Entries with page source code
■ ■ ■ ■ ■

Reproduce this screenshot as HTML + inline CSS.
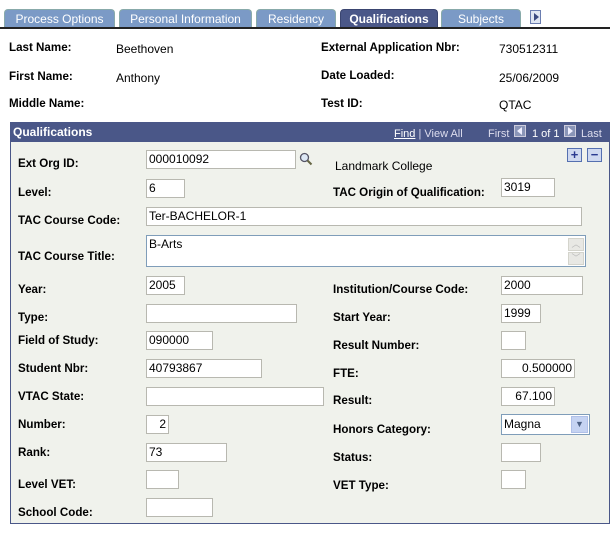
<!DOCTYPE html>
<html><head><style>
body{margin:0;width:616px;height:535px;background:#fff;font-family:"Liberation Sans",Arial,sans-serif;font-size:12px;color:#000;position:relative;overflow:hidden}
.a{position:absolute;white-space:nowrap}
.b{font-weight:bold}
.tab{position:absolute;top:9px;height:18px;background:#7b9ac6;color:#fff;font-size:12px;line-height:18px;text-align:center;border-radius:4px 4px 0 0;border:1px solid #8aa;border-bottom:none;box-sizing:border-box}
.in{position:absolute;background:#fff;border:1px solid #b8b8b0;box-sizing:border-box;height:19px;font-size:12px;line-height:17px;padding-left:2px}
.lb{position:absolute;font-weight:bold;white-space:nowrap;line-height:14px;font-size:11.6px}
.nav{position:absolute;top:125px;width:12px;height:12px;border:1px solid #ccd;background:#8a95b8;box-sizing:border-box}
</style></head><body>
<div class="tab" style="left:4px;width:111px">Process Options</div>
<div class="tab" style="left:119px;width:133px">Personal Information</div>
<div class="tab" style="left:256px;width:80px">Residency</div>
<div class="tab" style="left:340px;width:98px;background:#4a5788;font-weight:bold;border-color:#3a4570">Qualifications</div>
<div class="tab" style="left:441px;width:80px">Subjects</div>
<div class="a" style="left:530px;top:10px;width:11px;height:14px;border:1px solid #6a7db0;background:#dfe6f2;box-sizing:border-box"><svg width="9" height="12" style="position:absolute;left:1px;top:0"><path d="M2 2 L7 6 L2 10Z" fill="#3a4a80"/></svg></div>
<div class="a" style="left:0;top:27px;width:610px;height:2px;background:#222"></div>

<div class="lb" style="left:9px;top:41px">Last Name:</div><div class="a" style="left:116px;top:42px">Beethoven</div>
<div class="lb" style="left:9px;top:70px">First Name:</div><div class="a" style="left:116px;top:71px">Anthony</div>
<div class="lb" style="left:9px;top:97px">Middle Name:</div>
<div class="lb" style="left:321px;top:41px">External Application Nbr:</div><div class="a" style="left:499px;top:42px">730512311</div>
<div class="lb" style="left:321px;top:69px">Date Loaded:</div><div class="a" style="left:499px;top:71px">25/06/2009</div>
<div class="lb" style="left:321px;top:97px">Test ID:</div><div class="a" style="left:499px;top:98px">QTAC</div>

<div class="a" style="left:10px;top:122px;width:600px;height:402px;background:#f0f2ec;border:1px solid #4a5788;box-sizing:border-box"></div>
<div class="a" style="left:10px;top:122px;width:600px;height:20px;background:#4a5788"></div>
<div class="a b" style="left:13px;top:125px;color:#fff">Qualifications</div>
<div class="a" style="left:394px;top:128px;color:#fff;font-size:11px"><u>Find</u> <span style="color:#dde">| View All</span></div>
<div class="a" style="left:488px;top:128px;color:#dde;font-size:11px">First</div>
<div class="nav" style="left:514px"><svg width="10" height="10" style="position:absolute;left:0;top:0"><path d="M7 1 L2 5 L7 9Z" fill="#eef"/></svg></div>
<div class="a" style="left:532px;top:128px;color:#fff;font-size:11px">1 of 1</div>
<div class="nav" style="left:564px"><svg width="10" height="10" style="position:absolute;left:0;top:0"><path d="M3 1 L8 5 L3 9Z" fill="#eef"/></svg></div>
<div class="a" style="left:581px;top:128px;color:#dde;font-size:11px">Last</div>
<div class="a" style="left:567px;top:148px;width:15px;height:14px;background:#cfd9f0;border:1px solid #5570b0;box-sizing:border-box;color:#2a3a90;font-weight:bold;text-align:center;line-height:12px;font-size:13px">+</div>
<div class="a" style="left:587px;top:148px;width:15px;height:14px;background:#cfd9f0;border:1px solid #5570b0;box-sizing:border-box;color:#2a3a90;font-weight:bold;text-align:center;line-height:12px;font-size:13px">−</div>

<div class="lb" style="left:18px;top:157px">Ext Org ID:</div><div class="in" style="left:146px;top:150px;width:150px">000010092</div>
<svg class="a" style="left:299px;top:152px" width="14" height="14"><circle cx="5.5" cy="5.5" r="4" fill="#dde8f5" stroke="#556" stroke-width="1.3"/><path d="M8.5 8.5 L12.5 12.5" stroke="#664" stroke-width="2"/></svg>
<div class="a" style="left:335px;top:159px">Landmark College</div>
<div class="lb" style="left:18px;top:186px">Level:</div><div class="in" style="left:146px;top:179px;width:39px">6</div>
<div class="lb" style="left:333px;top:186px">TAC Origin of Qualification:</div><div class="in" style="left:501px;top:178px;width:54px">3019</div>
<div class="lb" style="left:18px;top:214px">TAC Course Code:</div><div class="in" style="left:146px;top:207px;width:436px">Ter-BACHELOR-1</div>
<div class="lb" style="left:18px;top:250px">TAC Course Title:</div>
<div class="in" style="left:146px;top:235px;width:440px;height:32px;border-color:#7f9db9;line-height:16px">B-Arts</div>
<div class="a" style="left:568px;top:238px;width:16px;height:13px;background:#e8e8e4;border:1px solid #d4d4cc;box-sizing:border-box;color:#bbb;font-size:9px;text-align:center;line-height:11px">︿</div>
<div class="a" style="left:568px;top:252px;width:16px;height:13px;background:#e8e8e4;border:1px solid #d4d4cc;box-sizing:border-box;color:#bbb;font-size:9px;text-align:center;line-height:11px">﹀</div>
<div class="lb" style="left:18px;top:283px">Year:</div><div class="in" style="left:146px;top:276px;width:39px">2005</div>
<div class="lb" style="left:333px;top:283px">Institution/Course Code:</div><div class="in" style="left:501px;top:276px;width:82px">2000</div>
<div class="lb" style="left:18px;top:311px">Type:</div><div class="in" style="left:146px;top:304px;width:151px"></div>
<div class="lb" style="left:333px;top:311px">Start Year:</div><div class="in" style="left:501px;top:304px;width:40px">1999</div>
<div class="lb" style="left:18px;top:334px">Field of Study:</div><div class="in" style="left:146px;top:331px;width:67px">090000</div>
<div class="lb" style="left:333px;top:339px">Result Number:</div><div class="in" style="left:501px;top:331px;width:25px"></div>
<div class="lb" style="left:18px;top:362px">Student Nbr:</div><div class="in" style="left:146px;top:359px;width:116px">40793867</div>
<div class="lb" style="left:333px;top:367px">FTE:</div><div class="in" style="left:501px;top:359px;width:74px;text-align:right;padding-right:2px">0.500000</div>
<div class="lb" style="left:18px;top:390px">VTAC State:</div><div class="in" style="left:146px;top:387px;width:178px"></div>
<div class="lb" style="left:333px;top:394px">Result:</div><div class="in" style="left:501px;top:387px;width:54px;text-align:right;padding-right:2px">67.100</div>
<div class="lb" style="left:18px;top:418px">Number:</div><div class="in" style="left:146px;top:415px;width:23px;text-align:right;padding-right:2px">2</div>
<div class="lb" style="left:333px;top:423px">Honors Category:</div>
<div class="in" style="left:501px;top:414px;width:89px;height:21px;border-color:#7f9db9;line-height:19px">Magna</div>
<div class="a" style="left:571px;top:416px;width:17px;height:17px;background:#c5d3f2;box-sizing:border-box;border:1px solid #b0c0e8;color:#4d6185;font-size:9px;text-align:center;line-height:15px">▼</div>
<div class="lb" style="left:18px;top:446px">Rank:</div><div class="in" style="left:146px;top:443px;width:81px">73</div>
<div class="lb" style="left:333px;top:451px">Status:</div><div class="in" style="left:501px;top:443px;width:40px"></div>
<div class="lb" style="left:18px;top:478px">Level VET:</div><div class="in" style="left:146px;top:470px;width:33px"></div>
<div class="lb" style="left:333px;top:479px">VET Type:</div><div class="in" style="left:501px;top:470px;width:25px"></div>
<div class="lb" style="left:18px;top:506px">School Code:</div><div class="in" style="left:146px;top:498px;width:67px"></div>
</body></html>
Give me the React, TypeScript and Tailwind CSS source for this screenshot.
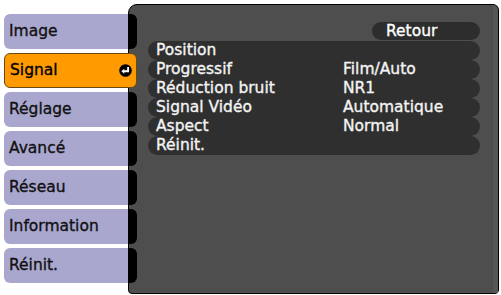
import React from 'react';

const menu = ['Image', 'Signal', 'Réglage', 'Avancé', 'Réseau', 'Information', 'Réinit.'];

const rows: [string, string][] = [
  ['Position', ''],
  ['Progressif', 'Film/Auto'],
  ['Réduction bruit', 'NR1'],
  ['Signal Vidéo', 'Automatique'],
  ['Aspect', 'Normal'],
  ['Réinit.', ''],
];

const EnterIcon: React.FC = () => (
  <svg width="13" height="13" viewBox="0 0 12 12">
    <circle cx="6" cy="6" r="5.8" fill="#000" />
    <path d="M8.4 2.8 V6.7 H4.4" stroke="#fff" strokeWidth="1.7" fill="none" />
    <path d="M2.2 6.7 L4.9 4.4 V9 Z" fill="#fff" />
  </svg>
);

const App: React.FC = () => {
  const selected = 'Signal';

  return (
    <div
      className="w-[501px] h-[295px] bg-white flex overflow-hidden [-webkit-text-stroke:0.35px_currentColor]"
      style={{ fontFamily: '"DejaVu Sans", Verdana, sans-serif' }}
    >
      {/* menu */}
      <div className="relative z-10 w-[137px] shrink-0 pl-[4px] pt-[14px] flex flex-col gap-[4px]">
        {menu.map((item) =>
          item === selected ? (
            <div
              key={item}
              className="h-[35px] flex items-center justify-between pl-[5px] pr-[4px] bg-[#ff9a00] border border-[#6b4a10] rounded-[6px] text-[15.5px] text-black"
            >
              <span>{item}</span>
              <EnterIcon />
            </div>
          ) : (
            <div key={item} className="h-[35px] flex">
              <div className="flex-1 flex items-center pl-[5px] bg-[#aaa7cf] rounded-l-[6px] text-[15.5px] text-[#111]">
                {item}
              </div>
              <div className="w-[9px] bg-black rounded-r-[6px]" />
            </div>
          )
        )}
      </div>

      {/* panel */}
      <div className="-ml-[9px] mt-[4px] mb-[1px] w-[371px] h-[290px] bg-[#4e4e4e] border border-black rounded-tl-[9px] rounded-tr-[6px] rounded-b-[4px] flex flex-col">
        <div className="flex-1 flex flex-col pt-[17px] pl-[19px] pr-[13px] border-r-[5px] border-[#565656] rounded-tr-[6px]">
          <div className="flex justify-end">
            <div className="w-[108px] h-[18px] rounded-full bg-[#2d2d2d] text-white text-[15.5px] leading-[18px] pl-[14px]">
              Retour
            </div>
          </div>
          <div className="mt-[1px] flex flex-col">
            {rows.map(([label, value]) => (
              <div
                key={label}
                className="h-[19px] rounded-full bg-[#2f2f2f] flex items-center text-[15.5px] leading-[19px] text-[#f4f4f4]"
              >
                <span className="w-[195px] pl-[8px]">{label}</span>
                <span>{value}</span>
              </div>
            ))}
          </div>
        </div>
      </div>
    </div>
  );
};

export default App;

■ ■ ■ ■ ■

Starting at the line with "Give me the" and ending at the line with "const selected = 'Signal';", copy each line exactly, both ends included. Do not copy the pictures.

Give me the React, TypeScript and Tailwind CSS source for this screenshot.
import React from 'react';

const menu = ['Image', 'Signal', 'Réglage', 'Avancé', 'Réseau', 'Information', 'Réinit.'];

const rows: [string, string][] = [
  ['Position', ''],
  ['Progressif', 'Film/Auto'],
  ['Réduction bruit', 'NR1'],
  ['Signal Vidéo', 'Automatique'],
  ['Aspect', 'Normal'],
  ['Réinit.', ''],
];

const EnterIcon: React.FC = () => (
  <svg width="13" height="13" viewBox="0 0 12 12">
    <circle cx="6" cy="6" r="5.8" fill="#000" />
    <path d="M8.4 2.8 V6.7 H4.4" stroke="#fff" strokeWidth="1.7" fill="none" />
    <path d="M2.2 6.7 L4.9 4.4 V9 Z" fill="#fff" />
  </svg>
);

const App: React.FC = () => {
  const selected = 'Signal';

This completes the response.